Accuracy for downstream color analysis

To test whether errors in machine-learned inference affected the accuracy of color analyses, we used pattern energy, computed by micaToolbox, as our metric (See ‘Integrating and automating existing tools’ section for how to incorporate micaToolbox into the Batch-Mask workflow). Pattern energy is a shape-independent metric of visual granularity computed as the standard deviation of the pixels filtered at a range of frequency bands (Troscianko and Stevens 2015). Here, we computed the pattern energy with respect to different frequency ranges in each visible color channel to determine whether losses were associated with specific colors or species.

We compared two masks for each photograph in the training set: (1) hand-labeled masks and (2) masks produced by Batch-Mask after 16 epochs of training. We computed the pattern energy for each visible color channel for each photograph. Pattern energy as a function of pattern size for each color channel showed no significant differences between hand-labeled and Batch-Mask datasets (paired t-tests, all P < 0.05, Fig. 4). These results demonstrate that pixel-wise differences between the hand-labeled and inferred datasets do not significantly compromise the quality of downstream color analyses.
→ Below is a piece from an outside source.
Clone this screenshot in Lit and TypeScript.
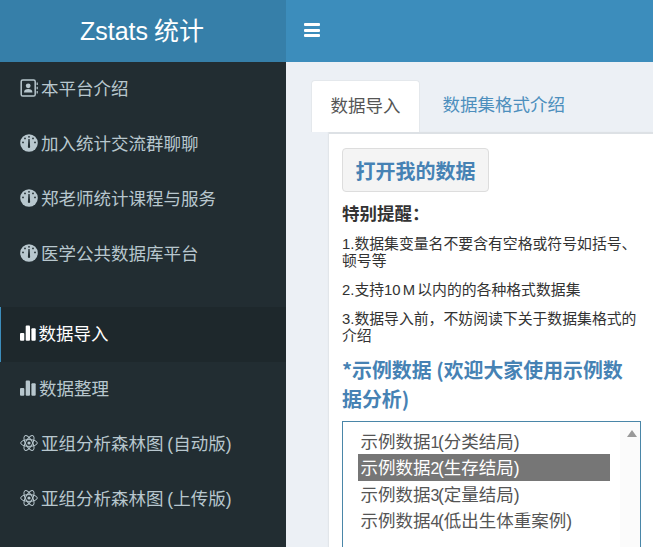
import { LitElement, html, css, svg } from "lit";
import { customElement } from "lit/decorators.js";

const gauge = svg`<svg class="ic" viewBox="0 0 18 18"><circle cx="9" cy="9" r="8.8" fill="currentColor"/><circle cx="9" cy="2.8" r=".9" fill="#222d32"/><circle cx="5" cy="4.4" r=".9" fill="#222d32"/><circle cx="13" cy="4.4" r=".9" fill="#222d32"/><circle cx="3" cy="8.4" r=".9" fill="#222d32"/><circle cx="15" cy="8.4" r=".9" fill="#222d32"/><path d="M8.4 5h1.2l.5 8a1.1 1.1 0 1 1-2.2 0z" fill="#222d32"/></svg>`;
const book = svg`<svg class="ic" viewBox="0 0 18 18"><rect x="1.2" y="1" width="14" height="16" rx="1.6" fill="none" stroke="currentColor" stroke-width="1.5"/><circle cx="8.2" cy="6.8" r="2.4" fill="currentColor"/><path d="M4 13.5c0-2.4 1.8-3.4 4.2-3.4s4.2 1 4.2 3.4z" fill="currentColor"/><path d="M16.6 3.5h1.2v2.6h-1.2zM16.6 7.7h1.2v2.6h-1.2zM16.6 11.9h1.2v2.6h-1.2z" fill="currentColor"/></svg>`;
const bars = svg`<svg class="ic bars" viewBox="0 0 16 16"><rect x="0" y="8" width="4.3" height="7.8" rx="1" fill="currentColor"/><rect x="5.7" y="0.5" width="4.3" height="15.3" rx="1" fill="currentColor"/><rect x="11.4" y="3.2" width="4.3" height="12.6" rx="1" fill="currentColor"/></svg>`;
const atom = svg`<svg class="ic" viewBox="0 0 18 18" fill="none" stroke="currentColor" stroke-width="1"><ellipse cx="9" cy="9" rx="8.3" ry="3.4"/><ellipse cx="9" cy="9" rx="8.3" ry="3.4" transform="rotate(60 9 9)"/><ellipse cx="9" cy="9" rx="8.3" ry="3.4" transform="rotate(120 9 9)"/><circle cx="9" cy="9" r="1.6" fill="currentColor" stroke="none"/></svg>`;

const topItems = [
  { icon: book, label: "本平台介绍", cls: "" },
  { icon: gauge, label: "加入统计交流群聊聊", cls: "" },
  { icon: gauge, label: "郑老师统计课程与服务", cls: "" },
  { icon: gauge, label: "医学公共数据库平台", cls: "" },
];
const lowerItems = [
  { icon: bars, label: "数据导入", cls: "active tight" },
  { icon: bars, label: "数据整理", cls: "tight" },
  { icon: atom, label: "亚组分析森林图 (自动版)", cls: "" },
  { icon: atom, label: "亚组分析森林图 (上传版)", cls: "" },
];
const options = [
  { n: "1", rest: "分类结局)" },
  { n: "2", rest: "生存结局)" },
  { n: "3", rest: "定量结局)" },
  { n: "4", rest: "低出生体重案例)" },
];

@customElement("app-root")
export class AppRoot extends LitElement {
  static styles = css`
    :host {
      display: block;
      height: 547px;
      overflow: hidden;
      font-family: "Liberation Sans", "Noto Sans CJK SC", sans-serif;
      color: #333;
    }
    .page {
      display: grid;
      grid-template-columns: 286px 1fr;
      grid-template-rows: 62px 1fr;
      height: 547px;
      background: #ecf0f5;
    }
    .logo {
      background: #367fa9;
      color: #fff;
      font-size: 25px;
      word-spacing: -1px;
      display: flex;
      align-items: center;
      justify-content: center;
      padding: 0 2px 4px 0;
    }
    .navbar {
      background: #3c8dbc;
      display: flex;
      align-items: center;
      padding: 0 0 2px 18px;
    }
    .burger {
      width: 16px;
      height: 14px;
      display: flex;
      flex-direction: column;
      justify-content: space-between;
    }
    .burger i {
      display: block;
      height: 3px;
      border-radius: 1px;
      background: #fff;
    }
    .side {
      background: #222d32;
      display: flex;
      flex-direction: column;
      overflow: hidden;
    }
    .group + .group {
      margin-top: 25px;
    }
    .item {
      height: 55px;
      display: flex;
      align-items: center;
      gap: 3px;
      padding: 0 0 3px 20px;
      box-sizing: border-box;
      color: #b8c7ce;
      font-size: 17.5px;
      word-spacing: -1px;
      white-space: nowrap;
    }
    .item span {
      padding-bottom: 2px;
    }
    .item.active {
      background: #1e282c;
      color: #fff;
      border-left: 1.5px solid #3c8dbc;
      padding-left: 18.5px;
    }
    .ic {
      width: 18px;
      height: 18px;
      flex: none;
    }
    .ic.bars {
      width: 16px;
      height: 16px;
    }
    .main {
      padding: 18px 0 0 25px;
      min-width: 0;
      overflow: hidden;
    }
    .tabs {
      display: flex;
      height: 52px;
      font-size: 17.5px;
    }
    .tab {
      padding: 0 0 5px 23px;
      display: flex;
      align-items: center;
      color: #4d8fbd;
    }
    .tab.on {
      background: #fff;
      color: #555;
      border-radius: 4px 4px 0 0;
      border: 1px solid #e4e8ec;
      border-bottom: 0;
      padding: 0 18px 5px 18.5px;
      width: 70px;
    }
    .panel {
      margin-left: 18px;
      background: #fff;
      border-top: 2px solid #dde1e5;
      box-shadow: -1px 0 1px #e2e6ea;
      padding: 14px 12px 0 13px;
      height: 420px;
      box-sizing: border-box;
    }
    .btn {
      width: 147px;
      height: 44px;
      box-sizing: border-box;
      display: flex;
      align-items: center;
      justify-content: center;
      font-size: 20px;
      font-weight: bold;
      color: #4682b4;
      background: #f4f4f4;
      border: 1px solid #ddd;
      border-radius: 4px;
    }
    .notice {
      font-size: 17.5px;
      font-weight: bold;
      color: #333;
      margin-top: 10px;
      line-height: 24px;
    }
    p {
      margin: 0;
      font-size: 14.85px;
      line-height: 17px;
      word-spacing: -2px;
      color: #333;
    }
    .notice + p {
      margin-top: 10px;
    }
    p + p {
      margin-top: 12px;
    }
    h4 {
      margin: 10px 0 0;
      font-family: "Noto Sans CJK SC", "Liberation Sans", sans-serif;
      font-size: 19.9px;
      line-height: 29px;
      font-weight: bold;
      color: #4682b4;
    }
    .list {
      margin-top: 7.5px;
      width: 299px;
      height: 200px;
      box-sizing: border-box;
      border: 1px solid #4a86a8;
      padding: 6px 0 0 15px;
      position: relative;
      font-size: 17.5px;
      color: #555;
    }
    .opt {
      width: 252px;
      box-sizing: border-box;
      height: 26.5px;
      line-height: 28.5px;
      padding-left: 2.5px;
      white-space: nowrap;
    }
    .opt.sel {
      background: #767676;
      color: #fff;
    }
    .num {
      font-size: 16px;
      margin-right: -1.5px;
    }
    .track {
      position: absolute;
      right: 0;
      top: 0;
      bottom: 0;
      width: 20px;
      background: #fbfbfb;
    }
    .arrow {
      position: absolute;
      right: 3px;
      top: 8px;
      width: 0;
      height: 0;
      border-left: 5px solid transparent;
      border-right: 5px solid transparent;
      border-bottom: 7px solid #9a9a9a;
    }
  `;

  render() {
    const row = (it: { icon: unknown; label: string; cls: string }) =>
      html`<div class="item ${it.cls}">${it.icon}<span>${it.label}</span></div>`;
    return html`
      <div class="page">
        <div class="logo">Zstats 统计</div>
        <div class="navbar">
          <div class="burger"><i></i><i></i><i></i></div>
        </div>
        <nav class="side">
          <div class="group">${topItems.map(row)}</div>
          <div class="group">${lowerItems.map(row)}</div>
        </nav>
        <main class="main">
          <div class="tabs">
            <div class="tab on">数据导入</div>
            <div class="tab">数据集格式介绍</div>
          </div>
          <section class="panel">
            <div class="btn">打开我的数据</div>
            <div class="notice">特别提醒：</div>
            <p>1.数据集变量名不要含有空格或符号如括号、顿号等</p>
            <p>2.支持10 M 以内的的各种格式数据集</p>
            <p>3.数据导入前，不妨阅读下关于数据集格式的介绍</p>
            <h4>*示例数据 (欢迎大家使用示例数据分析)</h4>
            <div class="list">
              ${options.map(
                (o, i) =>
                  html`<div class="opt ${i === 1 ? "sel" : ""}">示例数据<span class="num">${o.n}</span>(${o.rest}</div>`
              )}
              <div class="track"><div class="arrow"></div></div>
            </div>
          </section>
        </main>
      </div>
    `;
  }
}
The mean residual differences (dashed line) between the pattern energies computed using the hand-labeled (solid line) and the inferred (dotted line) masks for each photograph in the training dataset. Differences are sorted by color channel: red, green, and blue. The clouds represent the standard deviation from the mean for each pattern size.
Fig. 4

The mean residual differences (dashed line) between the pattern energies computed using the hand-labeled (solid line) and the inferred (dotted line) masks for each photograph in the training dataset. Differences are sorted by color channel: red, green, and blue. The clouds represent the standard deviation from the mean for each pattern size.

Parameter optimization

To assist with troubleshooting and customization of the workflow, we discuss settings as they relate to loss, mask outputs, and computation time. Other settings, such as learning momentum, relative loss values, and mask shape, can also be modified but will not be discussed here.
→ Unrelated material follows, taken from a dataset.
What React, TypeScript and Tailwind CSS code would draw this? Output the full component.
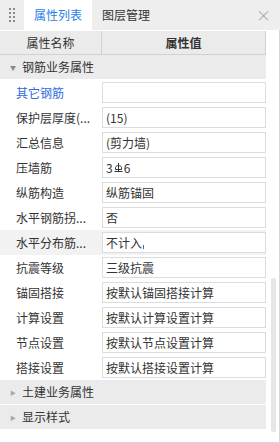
import React from "react";

const rows = [
    { label: "其它钢筋", value: "", blue: true },
    { label: "保护层厚度(...", value: "(15)" },
    { label: "汇总信息", value: "(剪力墙)" },
    { label: "压墙筋", value: "steel" },
    { label: "纵筋构造", value: "纵筋锚固" },
    { label: "水平钢筋拐...", value: "否" },
    { label: "水平分布筋...", value: "不计入", active: true },
    { label: "抗震等级", value: "三级抗震" },
    { label: "锚固搭接", value: "按默认锚固搭接计算" },
    { label: "计算设置", value: "按默认计算设置计算" },
    { label: "节点设置", value: "按默认节点设置计算" },
    { label: "搭接设置", value: "按默认搭接设置计算" },
];

function SteelMark() {
    // grade III rebar symbol
    return (
        <svg width="9" height="12" viewBox="0 0 9 12" className="mx-[1px]">
            <line x1="4.5" y1="1" x2="4.5" y2="9" stroke="#333" strokeWidth="1" />
            <path d="M1.5 7.5 V5.5 C1.5 3 7.5 3 7.5 5.5 V7.5 Z" fill="none" stroke="#333" strokeWidth="1" />
            <line x1="0.5" y1="9.5" x2="8.5" y2="9.5" stroke="#333" strokeWidth="1" />
        </svg>
    );
}

function Grip() {
    return (
        <div className="grid grid-cols-2 gap-x-[2px] gap-y-[2px]">
            {[0, 1, 2, 3, 4, 5, 6, 7].map(i => (
                <span key={i} className="block w-[2px] h-[2px] bg-[#8a8a8a]" />
            ))}
        </div>
    );
}

export default function App() {
    return (
        <div
            className="w-[280px] h-[443px] bg-white text-[12px] text-[#333] flex flex-col overflow-hidden"
            style={{ fontFamily: '"Noto Sans CJK SC", "Noto Sans", sans-serif' }}
        >
            {/* tabs */}
            <div className="h-[30px] bg-[#eeeeee] flex items-stretch shrink-0">
                <div className="w-[24px] flex items-center justify-center">
                    <Grip />
                </div>
                <div className="w-[68px] bg-white flex items-center justify-center text-[#1f7fe8]">
                    属性列表
                </div>
                <div className="ml-[10px] flex items-center">图层管理</div>
                <div className="ml-auto mr-[9px] flex items-center text-[#9a9a9a] text-[15px] font-light">
                    ×
                </div>
            </div>

            {/* body */}
            <div className="flex-1 flex border-r border-b border-[#d8d8d8]">
                <div className="w-[266px] flex flex-col">
                    <div className="mt-[1px] h-[24px] flex">
                        <div className="w-[102px] bg-[#ebebeb] border-r border-b border-[#d2d2d2] flex items-center justify-center">
                            属性名称
                        </div>
                        <div className="flex-1 bg-[#ebebeb] border-r border-b border-[#d2d2d2] flex items-center justify-center font-semibold">
                            属性值
                        </div>
                    </div>

                    <div className="h-[24px] bg-[#ebebeb] flex items-center">
                        <span className="w-[22px] pl-[10px] text-[6px] text-[#888]">▼</span>
                        <span className="text-[12px]">钢筋业务属性</span>
                    </div>

                    <div className="h-[1px]" />

                    {rows.map(r => (
                        <div key={r.label} className={"h-[25px] flex items-center " + (r.active ? "bg-[#f2f2f2]" : "")}>
                            <div className={"w-[102px] pl-[16px] whitespace-nowrap overflow-hidden " + (r.blue ? "text-[#2e6bd9]" : "")}>
                                {r.label}
                            </div>
                            <div className="flex-1 h-[21px] bg-white border border-[#dcdcdc] pl-[3px] flex items-center whitespace-nowrap">
                                {r.value === "steel" ? (
                                    <>
                                        <span>3</span>
                                        <SteelMark />
                                        <span>6</span>
                                    </>
                                ) : (
                                    r.value
                                )}
                                {r.active && <span className="ml-[1px] mt-[8px] w-[1px] h-[4px] bg-[#2e6bd9]" />}
                            </div>
                        </div>
                    ))}

                    <div className="h-[24px] bg-[#ebebeb] flex items-center">
                        <span className="w-[22px] pl-[10px] text-[6px] text-[#aaa]">▶</span>
                        <span>土建业务属性</span>
                    </div>
                    <div className="mt-[1px] h-[24px] bg-[#ebebeb] flex items-center">
                        <span className="w-[22px] pl-[10px] text-[6px] text-[#aaa]">▶</span>
                        <span>显示样式</span>
                    </div>
                </div>

                {/* scrollbar */}
                <div className="flex-1 pt-[248px] pl-[5px]">
                    <div className="w-[5px] h-[154px] bg-[#e6e6e6] rounded-[2px]" />
                </div>
            </div>
        </div>
    );
}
Troubleshooting and modifying settings

The three parameters that have the most effect on output are learning rate, tile size (resolution), and tile overlap. Learning rate controls the magnitude of the correction to the weights in response to a mismatch between training output and the labeled data. High learning rate values cause the training and validation loss values to diverge or wildly oscillate, whereas small values result in slower convergence but less oscillation. We recommend starting with smaller learning rate values and slowly increasing between training sessions to improve performance. Note, the Mask R-CNN code includes by default a learning rate decay throughout a training session, which was not modified for this method.

The resolution of each tile, number of subdivisions, and overlap between neighboring tiles sampled from each photograph are interdependent. If ROI portions are unidentified (Fig. 5A, top) or if undesired regions are included, decreasing tile size (increasing the number of subdivisions for the same amount of overlap) increases mask resolution. A higher resolution typically produces a more accurate model but requires exponentially more memory (Fig. 5A, bottom).
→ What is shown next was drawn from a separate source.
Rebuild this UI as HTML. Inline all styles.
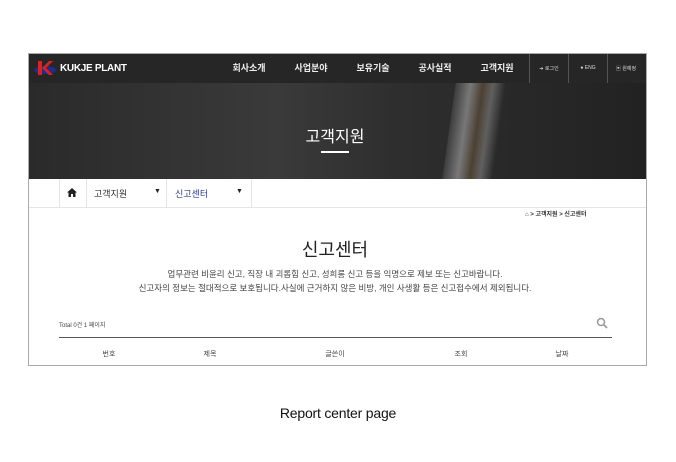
<!DOCTYPE html><html><head><meta charset="utf-8"><style>
body{margin:0;width:676px;height:462px;background:#fff;font-family:"Liberation Sans","Noto Sans CJK KR",sans-serif;position:relative;overflow:hidden}
.a{position:absolute;white-space:nowrap}
.frame{position:absolute;left:28px;top:53px;width:619px;height:313px;border:1px solid #aaa;box-sizing:border-box;overflow:hidden}
.nav{position:absolute;left:0;top:0;width:100%;height:29px;background:#262626;border-bottom:1px solid #555}
.hero{position:absolute;left:0;top:29px;width:100%;height:96px;background:linear-gradient(90deg,#2a2a2a,#3a3a3a 40%,#2e2e2e 60%,#222)}
.c{transform:translateX(-50%)}
.m{color:#eee;font-size:9px;top:7px;font-weight:bold}
</style></head><body>
<div class="frame">
<div class="nav">
<svg class="a" style="left:4px;top:5px" width="24" height="18"><ellipse cx="12" cy="11" rx="11" ry="4" fill="#1a2f8a"/><path d="M5 2h4v14H5zM9 9l7-7h4l-7 7 7 7h-4z" fill="#e02020"/></svg>
<div class="a" style="left:31px;top:9px;color:#fff;font-size:10px;font-weight:bold;letter-spacing:-0.3px">KUKJE PLANT</div>
<div class="a m c" style="left:220px">회사소개</div>
<div class="a m c" style="left:282px">사업분야</div>
<div class="a m c" style="left:344px">보유기술</div>
<div class="a m c" style="left:406px">공사실적</div>
<div class="a m c" style="left:468px">고객지원</div>
<div class="a" style="left:500px;top:0;width:1px;height:29px;background:#555"></div>
<div class="a" style="left:539px;top:0;width:1px;height:29px;background:#555"></div>
<div class="a" style="left:578px;top:0;width:1px;height:29px;background:#555"></div>
<div class="a c" style="left:520px;top:11px;color:#ddd;font-size:5px">➜ 로그인</div>
<div class="a c" style="left:559px;top:11px;color:#ddd;font-size:5px">● ENG</div>
<div class="a c" style="left:597px;top:11px;color:#ddd;font-size:5px">▣ 원예정</div>
</div>
<div class="hero">
<div class="a" style="left:420px;top:0;width:50px;height:96px;background:linear-gradient(90deg,#444,#999 30%,#5a4a35 55%,#777 75%,#2a2a2a);opacity:.7;transform:skewX(-8deg)"></div>
<div class="a c" style="left:306px;top:40px;color:#fff;font-size:16px">고객지원</div>
<div class="a" style="left:292px;top:68px;width:28px;height:2px;background:#fff"></div>
</div>
<div class="a" style="left:0;top:125px;width:100%;height:28px;border-bottom:1px solid #e5e5e5"></div>
<div class="a" style="left:30px;top:125px;width:1px;height:28px;background:#e5e5e5"></div>
<div class="a" style="left:57px;top:125px;width:1px;height:28px;background:#e5e5e5"></div>
<div class="a" style="left:137px;top:125px;width:1px;height:28px;background:#e5e5e5"></div>
<div class="a" style="left:222px;top:125px;width:1px;height:28px;background:#e5e5e5"></div>
<svg class="a" style="left:38px;top:134px" width="10" height="9"><path d="M5 0L0 4.5h1.5V9h2.5V6h2v3h2.5V4.5H10z" fill="#222"/></svg>
<div class="a" style="left:65px;top:133px;font-size:9px;color:#333">고객지원</div>
<div class="a" style="left:125px;top:134px;font-size:7px;color:#222">▼</div>
<div class="a" style="left:146px;top:133px;font-size:9px;color:#2a3a8a">신고센터</div>
<div class="a" style="left:207px;top:134px;font-size:7px;color:#222">▼</div>
<div class="a" style="left:496px;top:155px;font-size:6px;color:#333;font-weight:bold">⌂ &gt; 고객지원 &gt; 신고센터</div>
<div class="a c" style="left:306px;top:182px;font-size:18px;color:#222">신고센터</div>
<div class="a c" style="left:306px;top:214px;font-size:8.5px;color:#444">업무관련 비윤리 신고, 직장 내 괴롭힘 신고, 성희롱 신고 등을 익명으로 제보 또는 신고바랍니다.</div>
<div class="a c" style="left:306px;top:228px;font-size:8.5px;color:#444">신고자의 정보는 절대적으로 보호됩니다.사실에 근거하지 않은 비방, 개인 사생활 등은 신고접수에서 제외됩니다.</div>
<div class="a" style="left:30px;top:266px;font-size:6px;color:#444">Total 0건 1 페이지</div>
<svg class="a" style="left:567px;top:263px" width="12" height="12"><circle cx="5" cy="5" r="3.5" fill="none" stroke="#999" stroke-width="1.5"/><path d="M7.5 7.5l3.5 3.5" stroke="#999" stroke-width="1.6"/></svg>
<div class="a" style="left:30px;top:283px;width:553px;height:1px;background:#555"></div>
<div class="a c" style="left:80px;top:295px;font-size:7px;color:#444">번호</div>
<div class="a c" style="left:181px;top:295px;font-size:7px;color:#444">제목</div>
<div class="a c" style="left:306px;top:295px;font-size:7px;color:#444">글쓴이</div>
<div class="a c" style="left:432px;top:295px;font-size:7px;color:#444">조회</div>
<div class="a c" style="left:533px;top:295px;font-size:7px;color:#444">날짜</div>
</div>
<div class="a c" style="left:338px;top:405px;font-size:14px;color:#111;letter-spacing:-0.2px">Report center page</div>
</body></html>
Visual guide to troubleshooting the training process. Loss plots inform (A) Learning rate. Mask quality informs (B) Subdivision/Resolution and/or (C) Overlap. The top row output indicates that the parameter should be increased. The bottom row output indicates that the parameter should be decreased. Note that the loss plots are exaggerated to show the most recognizable patterns and were not generated by training results.
Fig. 5

Visual guide to troubleshooting the training process. Loss plots inform (A) Learning rate. Mask quality informs (B) Subdivision/Resolution and/or (C) Overlap. The top row output indicates that the parameter should be increased. The bottom row output indicates that the parameter should be decreased. Note that the loss plots are exaggerated to show the most recognizable patterns and were not generated by training results.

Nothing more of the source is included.